Microscale transprot in the thermal processing of new and emerging advanced materials

Abstract

This paper discusses microscale transport processes that arise in the fabrication of advanced materials. In many cases, the dimensions of the device being fabricated is in the microscale range and, in others, underlying transformations that determine product quality and characteristics are at micro or nanoscale levels. The basic considerations in these transport phenomena are outlined. Three important materials processing circumstances are considered in detail. These include the fabrication of multilayer and hollow optical fibers, as well as those where microscale dopants are added to achieve desired optical characteristics, thin film fabrication by chemical vapor deposition and microscale coating of fibers and devices.

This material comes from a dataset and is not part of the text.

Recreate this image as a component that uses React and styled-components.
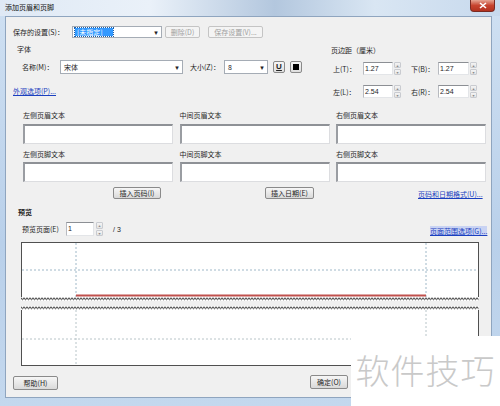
import React from "react"
import styled, { createGlobalStyle } from "styled-components"

const GlobalStyle = createGlobalStyle`
  html, body {
    margin: 0;
    padding: 0;
    background: #fff;
  }
  body {
    font-family: "Noto Sans CJK SC", "DejaVu Sans", sans-serif;
    font-size: 7px;
    color: #1e1e1e;
  }
`

// fine page-break zigzag drawn under/over the preview pages
const Zigzag = ({ width }) => {
  const dark = []
  const light = []
  for (let i = 0; i * 1.5 <= width; i++) {
    const x = i * 1.5
    const y = i % 2 === 0 ? 0.8 : 2.2
    dark.push(`${x},${y}`)
    light.push(`${x},${y + 1}`)
  }
  return (
    <svg width={width} height="4" style={{ display: "block" }}>
      <polyline points={light.join(" ")} fill="none" stroke="#8a8a8a" strokeWidth="0.7" />
      <polyline points={dark.join(" ")} fill="none" stroke="#1a1a1a" strokeWidth="0.9" />
    </svg>
  )
}

const App = () => {
  return (
    <>
      <GlobalStyle />
      <Window>
        <TitleBar>
          <TitleText>添加页眉和页脚</TitleText>
          <CloseButton>
            <svg width="8" height="7" viewBox="0 0 8 7">
              <path d="M1 1 L7 6 M7 1 L1 6" stroke="#fff" strokeWidth="1.6" />
            </svg>
          </CloseButton>
        </TitleBar>

        <Client>
          <SettingsRow>
            <Label w={59}>保存的设置(S)：</Label>
            <Select w={90}>
              <SelectedText>[未指定]</SelectedText>
              <Arrow>▾</Arrow>
            </Select>
            <Button w={35} ml={3} disabled>删除(D)</Button>
            <Button w={55} ml={8} disabled>保存设置(V)...</Button>
          </SettingsRow>

          <TopSection>
            <FontColumn>
              <GroupLabel>字体</GroupLabel>
              <FontRow>
                <Label w={38}>名称(M)：</Label>
                <Select w={123} white>
                  <ValueText>宋体</ValueText>
                  <Arrow>▾</Arrow>
                </Select>
                <Label w={34} ml={7}>大小(Z)：</Label>
                <Select w={44} white>
                  <ValueText>8</ValueText>
                  <Arrow>▾</Arrow>
                </Select>
                <SquareButton ml={5}>
                  <Underlined>U</Underlined>
                </SquareButton>
                <SquareButton ml={5}>
                  <Swatch />
                </SquareButton>
              </FontRow>
              <LinkText>外观选项(P)...</LinkText>
            </FontColumn>

            <MarginColumn>
              <MarginTitle>页边距（厘米）</MarginTitle>
              <MarginRow>
                <Label w={30}>上(T)：</Label>
                <NumInput w={30}>1.27</NumInput>
                <Spinner />
                <Label w={27} ml={10}>下(B)：</Label>
                <NumInput w={31}>1.27</NumInput>
                <Spinner />
              </MarginRow>
              <MarginRow second>
                <Label w={30}>左(L)：</Label>
                <NumInput w={30}>2.54</NumInput>
                <Spinner />
                <Label w={27} ml={10}>右(R)：</Label>
                <NumInput w={31}>2.54</NumInput>
                <Spinner />
              </MarginRow>
            </MarginColumn>
          </TopSection>

          <TextGrid>
            <FieldLabel>左侧页眉文本</FieldLabel>
            <FieldLabel>中间页眉文本</FieldLabel>
            <FieldLabel>右侧页眉文本</FieldLabel>
            <TextBox />
            <TextBox />
            <TextBox />
            <FieldLabel>左侧页脚文本</FieldLabel>
            <FieldLabel>中间页脚文本</FieldLabel>
            <FieldLabel>右侧页脚文本</FieldLabel>
            <TextBox />
            <TextBox />
            <TextBox />
          </TextGrid>

          <InsertRow>
            <Button w={48} ml={107}>插入页码(I)</Button>
            <Button w={49} ml={104}>插入日期(E)</Button>
            <LinkText inline ml={104}>页码和日期格式(U)...</LinkText>
          </InsertRow>

          <PreviewTitle>预览</PreviewTitle>

          <PageRow>
            <Label w={44}>预览页面(E)</Label>
            <NumInput w={28} tall>1</NumInput>
            <Spinner tall ml={2} />
            <Slash>/ 3</Slash>
            <LinkText inline selected ml={305}>页面范围选项(G)...</LinkText>
          </PageRow>

          <PreviewBox>
            <PageSvgTop width="456" height="54">
              <line x1="54" y1="0" x2="54" y2="54" stroke="#9fb8c8" strokeDasharray="2 2" />
              <line x1="404" y1="0" x2="404" y2="54" stroke="#9fb8c8" strokeDasharray="2 2" />
              <line x1="0" y1="27" x2="456" y2="27" stroke="#9fb8c8" strokeDasharray="2 2" />
              <line x1="54" y1="52.5" x2="404" y2="52.5" stroke="#c0504d" strokeWidth="2" />
            </PageSvgTop>
            <Zigzag width={458} />
          </PreviewBox>

          <PreviewBox second>
            <Zigzag width={458} />
            <PageSvgBottom width="456" height="55">
              <line x1="54" y1="0" x2="54" y2="55" stroke="#b8c4c8" strokeDasharray="2 2" />
              <line x1="404" y1="0" x2="404" y2="55" stroke="#b8c4c8" strokeDasharray="2 2" />
              <line x1="0" y1="29" x2="456" y2="29" stroke="#b8c4c8" strokeDasharray="2 2" />
            </PageSvgBottom>
          </PreviewBox>

          <BottomRow>
            <Button w={45} h={14}>帮助(H)</Button>
            <Button w={38} h={14} ml={252} up>确定(O)</Button>
          </BottomRow>
        </Client>

        <Watermark>软件技巧</Watermark>
      </Window>
    </>
  )
}

const Window = styled.div`
  position: relative;
  width: 500px;
  height: 406px;
  overflow: hidden;
  display: flex;
  flex-direction: column;
  background: linear-gradient(to bottom, #cfe0f2, #b9d0ea 60%, #c4d8ee);
`

const TitleBar = styled.div`
  height: 16px;
  flex-shrink: 0;
  display: flex;
  align-items: flex-start;
  justify-content: space-between;
  padding-left: 5px;
  background: linear-gradient(
    to right,
    #dfe9f5 0%,
    #eaf1f9 30%,
    #b3c7de 55%,
    #d9e6f3 75%,
    #c7d9ed 100%
  );
`

const TitleText = styled.span`
  font-size: 7px;
  line-height: 15px;
  color: #111;
`

const CloseButton = styled.div`
  width: 25px;
  height: 12px;
  margin-right: 5px;
  border: 1px solid #7a2a22;
  border-top: none;
  border-radius: 0 0 4px 4px;
  background: linear-gradient(to bottom, #e6a593, #c7432e 50%, #b3321f);
  display: flex;
  align-items: center;
  justify-content: center;
  box-sizing: border-box;
`

const Client = styled.div`
  margin-left: 5px;
  margin-right: 8px;
  height: 382px;
  background: #f0f0f0;
  border: 1px solid #8fa5bf;
  box-sizing: border-box;
  display: flex;
  flex-direction: column;
`

const SettingsRow = styled.div`
  display: flex;
  align-items: center;
  height: 12px;
  margin-top: 9px;
  padding-left: 7px;
`

const Label = styled.span`
  width: ${p => p.w}px;
  margin-left: ${p => p.ml || 0}px;
  flex-shrink: 0;
  white-space: nowrap;
  font-size: 7px;
`

const Select = styled.div`
  width: ${p => p.w}px;
  height: ${p => (p.white ? 14 : 12)}px;
  box-sizing: border-box;
  border: 1px solid #a5acb5;
  background: #fff;
  display: flex;
  align-items: center;
  padding-left: 2px;
  flex-shrink: 0;
`

const SelectedText = styled.span`
  background: #3399ff;
  color: #fff;
  padding: 0 2px;
  width: 34px;
  line-height: 8px;
  font-size: 7px;
  outline: 1px dotted #1b5ea8;
`

const ValueText = styled.span`
  font-size: 7px;
  padding-left: 1px;
`

const Arrow = styled.span`
  margin-left: auto;
  width: 10px;
  text-align: center;
  font-size: 7px;
  color: #222;
`

const Button = styled.div`
  width: ${p => p.w}px;
  height: ${p => p.h || 12}px;
  margin-left: ${p => p.ml || 0}px;
  margin-top: ${p => (p.up ? -2 : 0)}px;
  box-sizing: border-box;
  flex-shrink: 0;
  border: 1px solid ${p => (p.disabled ? "#c4c4c4" : "#8a8a8a")};
  border-radius: 2px;
  background: ${p =>
    p.disabled
      ? "#f4f4f4"
      : "linear-gradient(to bottom, #f6f6f6, #e8e8e8 50%, #d9d9d9)"};
  color: ${p => (p.disabled ? "#a0a0a0" : "#1e1e1e")};
  font-size: 7px;
  display: flex;
  align-items: center;
  justify-content: center;
  white-space: nowrap;
`

const TopSection = styled.div`
  display: flex;
`

const FontColumn = styled.div`
  width: 324px;
  display: flex;
  flex-direction: column;
`

const GroupLabel = styled.div`
  margin-top: 7px;
  margin-left: 11px;
  height: 8px;
  line-height: 8px;
  font-size: 7px;
`

const FontRow = styled.div`
  display: flex;
  align-items: center;
  margin-top: 7px;
  padding-left: 16px;
  height: 14px;
`

const SquareButton = styled.div`
  width: 12px;
  height: 12px;
  margin-left: ${p => p.ml || 0}px;
  box-sizing: border-box;
  border: 1px solid #8a8a8a;
  border-radius: 2px;
  background: linear-gradient(to bottom, #f6f6f6, #dedede);
  display: flex;
  align-items: center;
  justify-content: center;
  flex-shrink: 0;
`

const Underlined = styled.span`
  font-family: "Liberation Sans", sans-serif;
  font-weight: bold;
  font-size: 8px;
  line-height: 8px;
  text-decoration: underline;
  color: #222;
`

const Swatch = styled.span`
  width: 6px;
  height: 6px;
  background: #000;
`

const LinkText = styled.span`
  display: ${p => (p.inline ? "inline-block" : "block")};
  margin-left: ${p => (p.ml !== undefined ? p.ml : 7)}px;
  margin-top: ${p => (p.inline ? 0 : 12)}px;
  font-size: 7px;
  color: #1a3fbf;
  text-decoration: underline;
  white-space: nowrap;
  background: ${p => (p.selected ? "#c9d3f3" : "transparent")};
  align-self: ${p => (p.inline ? "flex-end" : "auto")};
`

const MarginColumn = styled.div`
  display: flex;
  flex-direction: column;
  padding-left: 1px;
`

const MarginTitle = styled.div`
  margin-top: 8px;
  height: 8px;
  line-height: 8px;
  font-size: 7px;
`

const MarginRow = styled.div`
  display: flex;
  align-items: center;
  height: 13px;
  margin-top: ${p => (p.second ? 10 : 8)}px;
  padding-left: 2px;
`

const NumInput = styled.div`
  width: ${p => p.w}px;
  height: ${p => (p.tall ? 14 : 13)}px;
  box-sizing: border-box;
  flex-shrink: 0;
  background: #fff;
  border-top: 1px solid #8c8f94;
  border-left: 1px solid #b7bac0;
  border-right: 1px solid #e3e5e8;
  border-bottom: 1px solid #e3e5e8;
  font-family: "Liberation Sans", sans-serif;
  font-size: 7px;
  line-height: 11px;
  padding-left: 1px;
`

const SpinBox = styled.div`
  width: 7px;
  height: ${p => (p.tall ? 14 : 13)}px;
  margin-left: ${p => (p.ml !== undefined ? p.ml : 1)}px;
  flex-shrink: 0;
  display: flex;
  flex-direction: column;
  gap: 1px;
`

const SpinHalf = styled.div`
  flex: 1;
  border: 1px solid #c9cbd0;
  border-radius: 1px;
  background: linear-gradient(to bottom, #f4f4f4, #e4e4e4);
  display: flex;
  align-items: center;
  justify-content: center;
  font-size: 4px;
  line-height: 4px;
  color: #888;
`

const Spinner = ({ tall, ml }) => (
  <SpinBox tall={tall} ml={ml}>
    <SpinHalf>▴</SpinHalf>
    <SpinHalf>▾</SpinHalf>
  </SpinBox>
)

const TextGrid = styled.div`
  display: grid;
  grid-template-columns: 150px 150px 150px;
  grid-template-rows: 8px 20px 8px 20px;
  column-gap: 6.5px;
  row-gap: 5px;
  margin-top: 13px;
  padding-left: 17px;
  & > :nth-child(7),
  & > :nth-child(8),
  & > :nth-child(9) {
    margin-top: 1px;
  }
`

const FieldLabel = styled.div`
  font-size: 7px;
  line-height: 8px;
  white-space: nowrap;
`

const TextBox = styled.div`
  background: #fff;
  box-sizing: border-box;
  border-top: 2px solid #8e9196;
  border-left: 2px solid #9a9da2;
  border-right: 1px solid #dcdde0;
  border-bottom: 1px solid #dcdde0;
`

const InsertRow = styled.div`
  display: flex;
  align-items: center;
  height: 12px;
  margin-top: 5px;
`

const PreviewTitle = styled.div`
  margin-top: 9px;
  margin-left: 12px;
  height: 8px;
  line-height: 8px;
  font-weight: bold;
  font-size: 7px;
`

const PageRow = styled.div`
  display: flex;
  align-items: center;
  height: 14px;
  margin-top: 6px;
  padding-left: 16px;
`

const Slash = styled.span`
  margin-left: 10px;
  font-family: "Liberation Sans", sans-serif;
  font-size: 7px;
  width: 12px;
`

const PreviewBox = styled.div`
  width: 458px;
  margin-left: 15px;
  margin-top: ${p => (p.second ? 5 : 6)}px;
  box-sizing: border-box;
  background: #fff;
  display: flex;
  flex-direction: column;
`

const PageSvgTop = styled.svg`
  display: block;
  border: 1px solid #505050;
  border-bottom: none;
`

const PageSvgBottom = styled.svg`
  display: block;
  border: 1px solid #505050;
  border-top: none;
`

const BottomRow = styled.div`
  display: flex;
  align-items: center;
  height: 14px;
  margin-top: 10px;
  padding-left: 7px;
`

const Watermark = styled.div`
  position: absolute;
  left: 351px;
  top: 336px;
  width: 149px;
  height: 70px;
  background: #fff;
  display: flex;
  align-items: center;
  justify-content: center;
  font-family: "Noto Sans CJK SC", sans-serif;
  font-weight: 300;
  font-size: 34px;
  letter-spacing: 1px;
  color: #c9c9c9;
  padding-bottom: 4px;
  box-sizing: border-box;
`

export default App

It is shown that major challenges are posed by the simulation as well as experimentation over microscale dimensions. These include accurate simulation to capture large gradients and variations over relatively small dimensions, simulating high pressures and viscious dissipation effects in microchannels, modeling effects such as surface tension that become dominant at microscale dimensions, and coupling micro and nanoscale mechanisms with boundary conditions imposed at the macroscale. Similarly, measurements over microscale dimensions are much more involved that those over macro or industrial scales because of access to the regions of interest, small tension effects and other mechanisms that are difficult to measure and that can make the process infeasible, and difficulty in achieving desired accuracy for validating the mathematical and numerical models. The paper presents some of the approaches that may be adopted to overcome these difficulties. Comparisons between experimental and numerical results are included to show fairly good agreement, indicating the validity of the modeling of transport.